Moldova’s c-bank fines former managers of Banca Sociala

By bne IntelliNews May 20, 2016

Moldova’s central bank announced on May 19 it has fined five former members of themanaging board of Banca Sociala, one of the three banks under liquidation after its involvement in a $1bn fraud.

The three banks involved in the frauds received MDL13.6bn (€610mn) of aid - equivalent to 11% of Moldova’s GDP - from the central bank with state guarantees in 2014 and 2015. The central bank and the government have signed a memorandum of understanding on the conversion of the emergency aid extended to the three troubled banks into government bonds, but no further steps have been taken yet.
 
The five former managers subject to the decision are Natalia Rahuba, Sergiu Albot, Valentin Cunev, Leontie Suholitco and Vladimir Novosadiuc. The monetary authority set the maximum fine prescribed by law, which is 10 average salaries in the financial sector.

The fines do not exclude the application of other sanctions according to the law, particularly criminal sanctions should evidence of crimes be uncovered, the central bank said.

The violations are related primarily to the classification and inadequate assessment of loans granted, engaging in manipulation, non-compliance with the limits and requirements on risk concentration (exposure), engaging in risky operations and doubtful operations, non-compliance with the requirements on preparation of financial statements and the reports for prudential purposes and the submission to the National Bank of reports with erroneous prudential data.

At the same time, the central bank stressed that the maximum amount of the fine prescribed by law is not exactly proportional to the seriousness of the infringements committed and the damage caused to Banca Sociala. As a result, the central bank plans to press for changes to the legislation to tighten the sanctions applicable to bank administrators.

The frauds are the most important of the three constraints to further growth in Moldova. Direct costs are generated by the transfer of the losses from the frauds to the public debt. Indirect effects are seen in the disruption of external financing.

The government has already estimated the cost of the losses generated by the bank frauds, to be paid from the public budget, at MDL1bn per year (0.9% of GDP at this moment) over the next 25 years.

A large amount of money placed by Banca de Economii a Moldovei (BEM) savings bank at Banca Sociala is thought to have been further lent to firms connected to the Shor Group, which was believed to be behind the large-scale banking frauds committed in Moldova in 2014. Banca Sociala’s claims against the Shor Group were sold on to a limited liability company registered in the UK.

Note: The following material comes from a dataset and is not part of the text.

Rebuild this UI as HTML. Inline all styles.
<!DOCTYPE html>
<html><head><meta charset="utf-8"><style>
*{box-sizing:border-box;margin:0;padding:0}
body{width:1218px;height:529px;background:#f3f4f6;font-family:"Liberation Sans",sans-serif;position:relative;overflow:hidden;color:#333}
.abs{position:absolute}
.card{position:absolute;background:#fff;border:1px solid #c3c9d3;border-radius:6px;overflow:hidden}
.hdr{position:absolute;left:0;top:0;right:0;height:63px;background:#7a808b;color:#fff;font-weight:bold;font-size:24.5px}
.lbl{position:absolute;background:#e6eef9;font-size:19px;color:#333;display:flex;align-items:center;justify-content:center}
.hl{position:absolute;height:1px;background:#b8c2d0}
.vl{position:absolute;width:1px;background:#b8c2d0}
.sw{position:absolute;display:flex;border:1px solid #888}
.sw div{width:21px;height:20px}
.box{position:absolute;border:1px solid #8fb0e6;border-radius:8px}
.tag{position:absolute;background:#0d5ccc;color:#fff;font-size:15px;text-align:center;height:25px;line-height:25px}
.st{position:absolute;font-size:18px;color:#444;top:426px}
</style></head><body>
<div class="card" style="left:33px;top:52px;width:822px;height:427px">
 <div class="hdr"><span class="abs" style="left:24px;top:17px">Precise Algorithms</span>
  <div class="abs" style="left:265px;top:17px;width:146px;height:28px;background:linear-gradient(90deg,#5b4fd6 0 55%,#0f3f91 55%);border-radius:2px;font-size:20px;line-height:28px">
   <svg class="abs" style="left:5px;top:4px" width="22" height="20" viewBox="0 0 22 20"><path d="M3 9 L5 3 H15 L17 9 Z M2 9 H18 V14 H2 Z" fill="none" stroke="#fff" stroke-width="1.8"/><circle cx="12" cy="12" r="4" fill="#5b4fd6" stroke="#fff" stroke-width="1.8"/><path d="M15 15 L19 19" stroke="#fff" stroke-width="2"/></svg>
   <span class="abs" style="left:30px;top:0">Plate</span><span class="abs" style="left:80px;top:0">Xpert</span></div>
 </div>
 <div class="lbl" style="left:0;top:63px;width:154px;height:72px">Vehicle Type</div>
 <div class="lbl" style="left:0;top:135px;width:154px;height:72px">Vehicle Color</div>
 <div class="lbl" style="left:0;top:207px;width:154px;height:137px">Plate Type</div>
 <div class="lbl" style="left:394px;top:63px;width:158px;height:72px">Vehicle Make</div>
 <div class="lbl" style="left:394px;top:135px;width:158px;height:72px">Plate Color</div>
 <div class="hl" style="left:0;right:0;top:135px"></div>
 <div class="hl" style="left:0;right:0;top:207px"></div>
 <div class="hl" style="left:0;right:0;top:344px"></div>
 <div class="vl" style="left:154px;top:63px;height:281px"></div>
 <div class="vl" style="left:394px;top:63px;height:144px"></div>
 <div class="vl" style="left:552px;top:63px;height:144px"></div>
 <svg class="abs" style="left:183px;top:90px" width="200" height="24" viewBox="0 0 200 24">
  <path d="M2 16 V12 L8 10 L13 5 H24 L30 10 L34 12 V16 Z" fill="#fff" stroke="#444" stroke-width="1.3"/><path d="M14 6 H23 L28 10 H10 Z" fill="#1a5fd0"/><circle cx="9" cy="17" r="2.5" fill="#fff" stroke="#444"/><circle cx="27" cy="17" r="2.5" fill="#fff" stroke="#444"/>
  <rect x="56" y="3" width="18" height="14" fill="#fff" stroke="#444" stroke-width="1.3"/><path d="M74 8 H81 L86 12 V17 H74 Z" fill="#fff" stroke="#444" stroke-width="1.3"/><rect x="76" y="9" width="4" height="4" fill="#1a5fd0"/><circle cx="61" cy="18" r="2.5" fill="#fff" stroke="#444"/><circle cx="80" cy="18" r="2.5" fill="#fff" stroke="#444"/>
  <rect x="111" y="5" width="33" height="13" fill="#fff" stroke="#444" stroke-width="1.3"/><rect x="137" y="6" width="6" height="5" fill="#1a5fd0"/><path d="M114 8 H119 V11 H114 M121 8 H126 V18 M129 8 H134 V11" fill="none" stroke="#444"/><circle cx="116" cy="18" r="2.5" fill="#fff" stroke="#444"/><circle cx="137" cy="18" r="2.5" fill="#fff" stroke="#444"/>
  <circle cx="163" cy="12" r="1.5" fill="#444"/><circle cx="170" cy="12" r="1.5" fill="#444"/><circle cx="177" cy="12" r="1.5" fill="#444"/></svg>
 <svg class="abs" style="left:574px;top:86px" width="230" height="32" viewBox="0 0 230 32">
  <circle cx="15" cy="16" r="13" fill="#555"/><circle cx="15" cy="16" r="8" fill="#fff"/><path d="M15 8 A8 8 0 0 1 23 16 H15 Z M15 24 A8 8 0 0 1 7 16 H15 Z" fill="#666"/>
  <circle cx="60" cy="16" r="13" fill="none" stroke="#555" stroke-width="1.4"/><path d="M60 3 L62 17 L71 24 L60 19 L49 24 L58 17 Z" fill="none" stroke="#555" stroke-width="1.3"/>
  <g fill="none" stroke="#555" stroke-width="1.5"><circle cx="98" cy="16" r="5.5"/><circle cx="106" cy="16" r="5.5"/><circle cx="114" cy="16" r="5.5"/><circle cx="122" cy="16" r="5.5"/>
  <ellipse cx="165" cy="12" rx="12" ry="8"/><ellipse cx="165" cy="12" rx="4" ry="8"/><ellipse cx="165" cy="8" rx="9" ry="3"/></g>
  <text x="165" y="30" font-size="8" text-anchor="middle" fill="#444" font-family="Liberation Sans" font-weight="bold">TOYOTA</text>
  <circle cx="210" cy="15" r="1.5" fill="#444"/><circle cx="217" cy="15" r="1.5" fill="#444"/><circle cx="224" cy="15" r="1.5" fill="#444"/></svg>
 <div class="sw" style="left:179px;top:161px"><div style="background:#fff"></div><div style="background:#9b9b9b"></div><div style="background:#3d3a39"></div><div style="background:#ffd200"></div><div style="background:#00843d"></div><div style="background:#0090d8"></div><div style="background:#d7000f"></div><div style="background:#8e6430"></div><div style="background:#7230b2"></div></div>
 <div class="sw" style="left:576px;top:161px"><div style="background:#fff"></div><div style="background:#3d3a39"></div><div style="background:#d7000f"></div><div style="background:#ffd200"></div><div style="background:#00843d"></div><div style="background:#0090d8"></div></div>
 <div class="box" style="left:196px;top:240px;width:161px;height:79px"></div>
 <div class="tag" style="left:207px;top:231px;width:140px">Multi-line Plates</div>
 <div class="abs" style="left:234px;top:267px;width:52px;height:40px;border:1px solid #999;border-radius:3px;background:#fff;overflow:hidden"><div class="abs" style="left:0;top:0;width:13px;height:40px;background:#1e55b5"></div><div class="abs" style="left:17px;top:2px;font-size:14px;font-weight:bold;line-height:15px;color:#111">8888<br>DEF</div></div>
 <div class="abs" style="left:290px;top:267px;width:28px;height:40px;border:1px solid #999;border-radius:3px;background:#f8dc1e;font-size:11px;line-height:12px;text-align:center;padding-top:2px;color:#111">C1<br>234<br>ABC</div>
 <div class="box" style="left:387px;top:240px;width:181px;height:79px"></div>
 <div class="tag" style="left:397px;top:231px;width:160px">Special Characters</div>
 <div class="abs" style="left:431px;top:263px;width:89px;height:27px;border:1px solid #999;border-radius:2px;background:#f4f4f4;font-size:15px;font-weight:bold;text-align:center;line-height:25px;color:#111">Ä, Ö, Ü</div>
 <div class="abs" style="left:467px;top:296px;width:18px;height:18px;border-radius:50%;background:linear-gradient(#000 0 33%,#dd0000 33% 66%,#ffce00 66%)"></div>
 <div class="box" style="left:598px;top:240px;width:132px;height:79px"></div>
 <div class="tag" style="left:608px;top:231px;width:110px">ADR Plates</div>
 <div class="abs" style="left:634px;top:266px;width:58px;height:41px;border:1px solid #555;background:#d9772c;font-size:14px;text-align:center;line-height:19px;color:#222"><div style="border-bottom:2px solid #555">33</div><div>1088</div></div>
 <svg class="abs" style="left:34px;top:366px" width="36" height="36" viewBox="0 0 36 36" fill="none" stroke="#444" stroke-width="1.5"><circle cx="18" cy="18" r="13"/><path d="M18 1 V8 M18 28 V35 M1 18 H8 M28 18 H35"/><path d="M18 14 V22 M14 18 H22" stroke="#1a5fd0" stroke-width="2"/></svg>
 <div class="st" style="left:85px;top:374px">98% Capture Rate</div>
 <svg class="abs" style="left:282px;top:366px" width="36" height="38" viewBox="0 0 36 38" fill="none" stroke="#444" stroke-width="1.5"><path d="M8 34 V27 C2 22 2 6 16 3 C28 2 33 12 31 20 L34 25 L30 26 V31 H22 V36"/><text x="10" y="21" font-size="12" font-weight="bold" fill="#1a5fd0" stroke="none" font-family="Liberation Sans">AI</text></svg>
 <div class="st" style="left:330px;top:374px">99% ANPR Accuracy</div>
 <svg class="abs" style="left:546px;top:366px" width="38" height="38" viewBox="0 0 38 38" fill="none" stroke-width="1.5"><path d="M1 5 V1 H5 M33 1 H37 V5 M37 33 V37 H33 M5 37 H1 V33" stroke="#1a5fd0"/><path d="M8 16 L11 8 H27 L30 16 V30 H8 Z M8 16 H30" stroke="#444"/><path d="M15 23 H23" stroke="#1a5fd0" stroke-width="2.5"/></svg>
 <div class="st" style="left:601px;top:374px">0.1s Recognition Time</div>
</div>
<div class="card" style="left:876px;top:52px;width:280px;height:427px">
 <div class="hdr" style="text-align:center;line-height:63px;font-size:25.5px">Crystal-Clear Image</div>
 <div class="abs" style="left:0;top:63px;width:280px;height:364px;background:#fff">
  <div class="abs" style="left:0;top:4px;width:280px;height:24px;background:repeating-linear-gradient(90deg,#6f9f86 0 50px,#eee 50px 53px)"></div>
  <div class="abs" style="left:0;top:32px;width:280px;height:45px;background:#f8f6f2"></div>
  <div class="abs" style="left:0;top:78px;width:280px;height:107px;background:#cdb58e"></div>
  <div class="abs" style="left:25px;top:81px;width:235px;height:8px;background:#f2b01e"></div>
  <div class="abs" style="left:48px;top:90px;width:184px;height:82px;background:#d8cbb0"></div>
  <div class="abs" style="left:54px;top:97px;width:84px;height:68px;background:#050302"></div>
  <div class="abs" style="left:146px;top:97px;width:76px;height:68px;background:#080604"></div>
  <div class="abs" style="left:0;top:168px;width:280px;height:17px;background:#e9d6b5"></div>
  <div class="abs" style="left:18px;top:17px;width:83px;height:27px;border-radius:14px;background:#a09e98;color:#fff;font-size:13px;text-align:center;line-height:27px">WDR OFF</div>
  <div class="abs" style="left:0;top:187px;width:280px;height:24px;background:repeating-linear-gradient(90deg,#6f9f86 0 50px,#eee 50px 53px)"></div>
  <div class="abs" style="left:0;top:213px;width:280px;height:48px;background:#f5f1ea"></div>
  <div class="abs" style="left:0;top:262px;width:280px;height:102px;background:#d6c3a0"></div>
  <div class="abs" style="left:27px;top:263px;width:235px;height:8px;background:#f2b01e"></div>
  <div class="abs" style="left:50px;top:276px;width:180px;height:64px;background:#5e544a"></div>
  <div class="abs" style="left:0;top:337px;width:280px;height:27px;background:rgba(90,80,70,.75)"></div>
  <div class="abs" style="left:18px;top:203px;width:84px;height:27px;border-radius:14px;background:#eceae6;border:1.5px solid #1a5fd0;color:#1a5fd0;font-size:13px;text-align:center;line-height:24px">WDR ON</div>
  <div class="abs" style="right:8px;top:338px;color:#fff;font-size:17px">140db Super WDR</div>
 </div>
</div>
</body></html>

The report on the frauds by consultancy Kroll says Banca Sociala extended MDL13.7bn worth of loans to several Moldovan companies within the Shor Group on November 25-26, 2014. The loans were extended mainly from money borrowed from the other two banks involved in the fraud - BEM and Unibank. The money borrowed by the Moldovan firms was then converted to foreign currency and immediately transferred to other Shor Group firms outside Moldova.

The portfolio of loans owned by Banca Sociala as later sold to the UK registered limited liability firm Fortuna United for MDL18.4bn following a decision made at a shareholders’ meeting held on November 26, 2014 in Ukraine. The value of the deal includes future interest expected from the recipients of the loans, which is not typical for the loan sale contracts. There are legal provisions to deem the meeting - and therefore the transfer - illegal, Kroll stressed.

In its balance sheet, before its liquidation, Banca Sociala showed the MDL18.4bn as “other assets” or “Fortuna”, as in the detailed financial reports presented by Kroll.